* **Available data**
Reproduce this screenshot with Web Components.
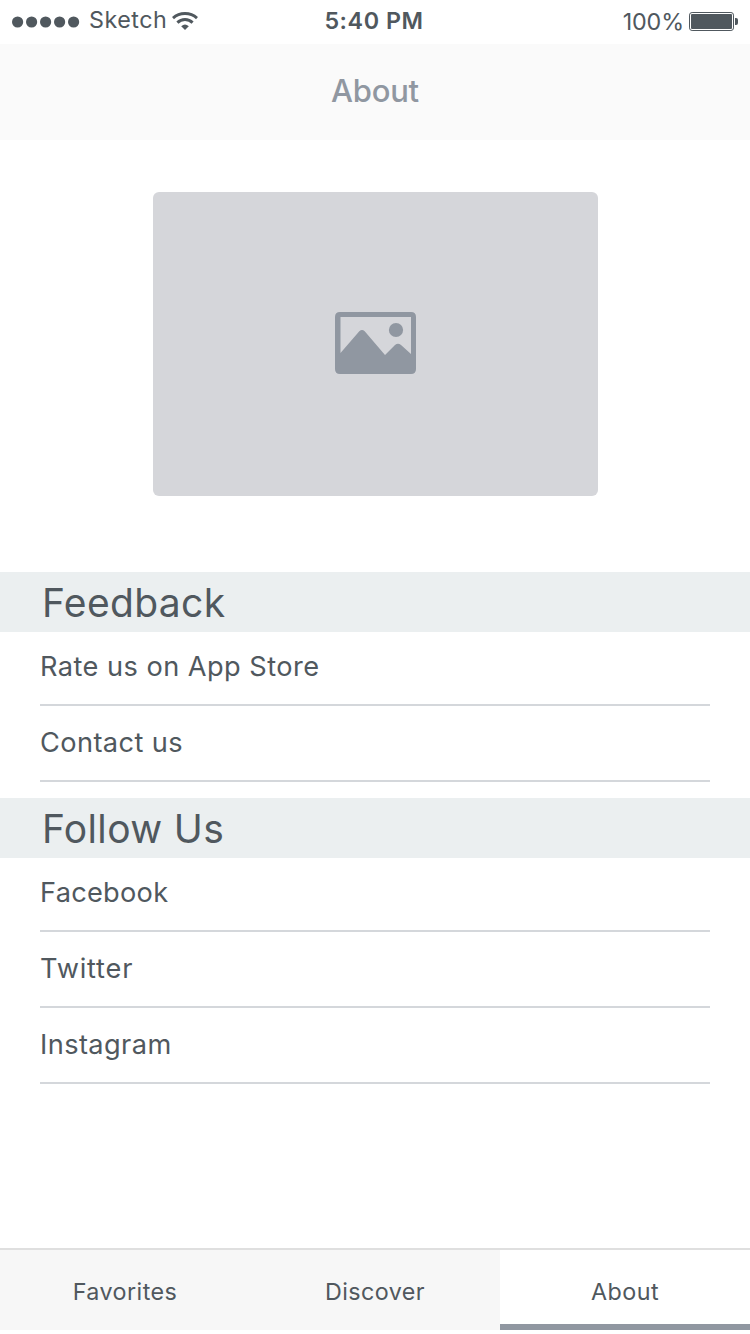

...

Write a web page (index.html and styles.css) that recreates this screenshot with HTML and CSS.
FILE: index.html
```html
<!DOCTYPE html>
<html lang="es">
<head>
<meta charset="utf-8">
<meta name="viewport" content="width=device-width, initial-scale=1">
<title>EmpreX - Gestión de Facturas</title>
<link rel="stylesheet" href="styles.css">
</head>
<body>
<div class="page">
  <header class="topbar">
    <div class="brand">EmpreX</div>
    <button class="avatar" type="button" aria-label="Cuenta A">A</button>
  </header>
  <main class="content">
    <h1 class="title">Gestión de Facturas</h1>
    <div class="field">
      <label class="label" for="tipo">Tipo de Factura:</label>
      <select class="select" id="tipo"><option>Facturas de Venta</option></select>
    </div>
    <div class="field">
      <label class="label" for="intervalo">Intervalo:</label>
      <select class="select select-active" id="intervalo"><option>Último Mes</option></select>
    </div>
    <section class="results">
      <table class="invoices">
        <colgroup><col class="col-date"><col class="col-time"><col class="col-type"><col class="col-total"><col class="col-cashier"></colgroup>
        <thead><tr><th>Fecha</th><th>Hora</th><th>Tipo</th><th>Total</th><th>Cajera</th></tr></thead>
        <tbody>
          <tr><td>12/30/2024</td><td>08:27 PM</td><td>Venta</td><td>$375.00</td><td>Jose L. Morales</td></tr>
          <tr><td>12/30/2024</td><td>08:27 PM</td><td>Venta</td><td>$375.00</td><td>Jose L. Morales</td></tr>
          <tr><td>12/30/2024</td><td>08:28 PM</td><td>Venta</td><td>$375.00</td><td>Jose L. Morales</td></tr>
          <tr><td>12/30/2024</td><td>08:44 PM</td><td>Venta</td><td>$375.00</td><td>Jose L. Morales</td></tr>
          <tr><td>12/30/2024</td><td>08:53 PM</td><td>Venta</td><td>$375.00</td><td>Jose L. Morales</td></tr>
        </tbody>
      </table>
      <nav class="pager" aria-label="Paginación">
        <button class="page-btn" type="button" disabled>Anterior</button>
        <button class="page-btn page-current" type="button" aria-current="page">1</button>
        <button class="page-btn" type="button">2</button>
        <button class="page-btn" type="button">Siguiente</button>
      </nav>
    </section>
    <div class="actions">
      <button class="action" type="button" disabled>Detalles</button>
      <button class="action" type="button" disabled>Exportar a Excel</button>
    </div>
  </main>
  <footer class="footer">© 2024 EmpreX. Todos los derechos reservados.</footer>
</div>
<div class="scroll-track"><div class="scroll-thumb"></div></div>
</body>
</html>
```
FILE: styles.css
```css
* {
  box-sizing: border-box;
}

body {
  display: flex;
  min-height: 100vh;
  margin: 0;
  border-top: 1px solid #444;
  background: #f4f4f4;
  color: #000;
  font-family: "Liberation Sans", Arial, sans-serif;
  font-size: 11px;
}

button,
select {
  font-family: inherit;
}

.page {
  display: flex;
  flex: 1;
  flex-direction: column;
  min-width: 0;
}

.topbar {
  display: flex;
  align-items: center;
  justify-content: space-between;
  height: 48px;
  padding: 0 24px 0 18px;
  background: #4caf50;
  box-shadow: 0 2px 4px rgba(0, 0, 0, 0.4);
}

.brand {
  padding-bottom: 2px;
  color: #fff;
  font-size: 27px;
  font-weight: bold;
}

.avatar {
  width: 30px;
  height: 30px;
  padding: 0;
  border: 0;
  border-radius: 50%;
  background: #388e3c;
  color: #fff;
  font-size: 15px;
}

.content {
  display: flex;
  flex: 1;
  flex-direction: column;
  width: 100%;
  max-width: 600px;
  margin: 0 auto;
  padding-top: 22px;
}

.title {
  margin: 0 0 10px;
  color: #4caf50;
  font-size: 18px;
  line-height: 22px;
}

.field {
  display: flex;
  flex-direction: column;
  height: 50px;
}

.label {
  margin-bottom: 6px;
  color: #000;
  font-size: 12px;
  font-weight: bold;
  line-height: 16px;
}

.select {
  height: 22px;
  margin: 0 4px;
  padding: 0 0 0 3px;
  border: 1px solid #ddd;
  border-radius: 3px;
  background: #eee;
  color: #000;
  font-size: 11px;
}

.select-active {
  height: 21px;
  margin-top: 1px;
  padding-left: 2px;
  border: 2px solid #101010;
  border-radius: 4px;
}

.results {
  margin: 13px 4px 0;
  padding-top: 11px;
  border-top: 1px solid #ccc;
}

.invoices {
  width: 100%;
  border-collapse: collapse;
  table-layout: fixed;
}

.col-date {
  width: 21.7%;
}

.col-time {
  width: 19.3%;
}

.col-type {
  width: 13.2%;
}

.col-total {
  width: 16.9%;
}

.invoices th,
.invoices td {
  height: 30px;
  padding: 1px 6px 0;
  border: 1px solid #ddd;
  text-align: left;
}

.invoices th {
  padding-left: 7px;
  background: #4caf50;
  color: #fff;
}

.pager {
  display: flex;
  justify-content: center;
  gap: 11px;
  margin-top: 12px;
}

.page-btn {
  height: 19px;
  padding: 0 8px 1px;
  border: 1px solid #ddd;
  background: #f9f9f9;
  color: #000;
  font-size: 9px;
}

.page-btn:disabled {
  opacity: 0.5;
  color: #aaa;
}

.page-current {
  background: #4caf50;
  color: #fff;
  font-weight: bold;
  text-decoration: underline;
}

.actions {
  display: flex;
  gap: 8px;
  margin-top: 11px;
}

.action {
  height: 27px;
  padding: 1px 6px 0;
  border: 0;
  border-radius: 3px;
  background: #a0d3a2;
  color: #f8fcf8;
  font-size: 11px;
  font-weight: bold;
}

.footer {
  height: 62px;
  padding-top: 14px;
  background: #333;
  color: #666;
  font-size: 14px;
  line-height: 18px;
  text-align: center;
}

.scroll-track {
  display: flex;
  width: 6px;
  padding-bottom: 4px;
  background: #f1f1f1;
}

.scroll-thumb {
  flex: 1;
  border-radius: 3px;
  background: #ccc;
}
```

* **Short task**
Search the material above for "with". Pull out each line where it shows up.

* **Task result**
Reproduce this screenshot with Web Components.
Write a web page (index.html and styles.css) that recreates this screenshot with HTML and CSS.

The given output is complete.